SOP would sequence upgrades by port, numerically. Going by port on the gear means you’re doing 300 squats a night.

So, why not go by rack? Turns out nobody had bothered to put where the stuff was located. Why? I don’t know. If it existed, it wasn’t available. Unfortunately there is a LOT of random weird gear in these places, so it’s kind of hard to systemize it, but it’s also not THAT bad to do it in “reverse” (ie, just use your eyeballs and a spreadsheet)

So before each maintenance, I’d walk through and map gear to a spreadsheet. Sort that sheet by rack and print.
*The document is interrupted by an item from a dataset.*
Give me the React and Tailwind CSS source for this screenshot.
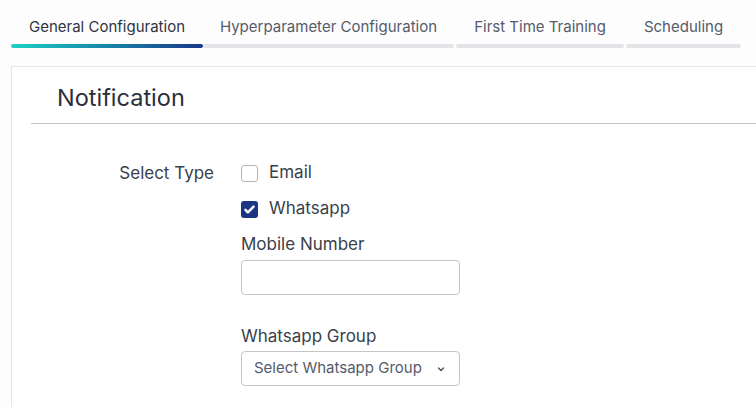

Then I’d hand em out to the techs:

“These are your racks tonight. Stay in them. Everything you need is here. Follow the sheet.”

Ofc the aged veterans looked suspiciously at my dark art- “what if it didn’t work? what if we miss one?”

“If sorting a spreadsheet randomly deleted information, we should prepare for the collapse of global finance. Because banks run on excel, which is stupid and horrifying, but a topic for another day. Just trust me on this.”

A few skeptical grumbles aside, one night, we ran a maintenance so cleanly it didn’t even show up on the outage report. It was assumed we had canceled it, which was neat.

This isn’t genius work- in fact I’d fully expect you to say “obviously”.

That’s kind of the point - it’s super obvious, it had never been done because it had just never been done before and nobody bothered to check.

Don't ignore the simple stuff. Sometimes there's reasons to do it "the long way", and that's ok. But you should know *why* before repeating it. Some reasons are good. Some are just old and not worth doing anymore. Figure it out and get lazy. Not beefy calves.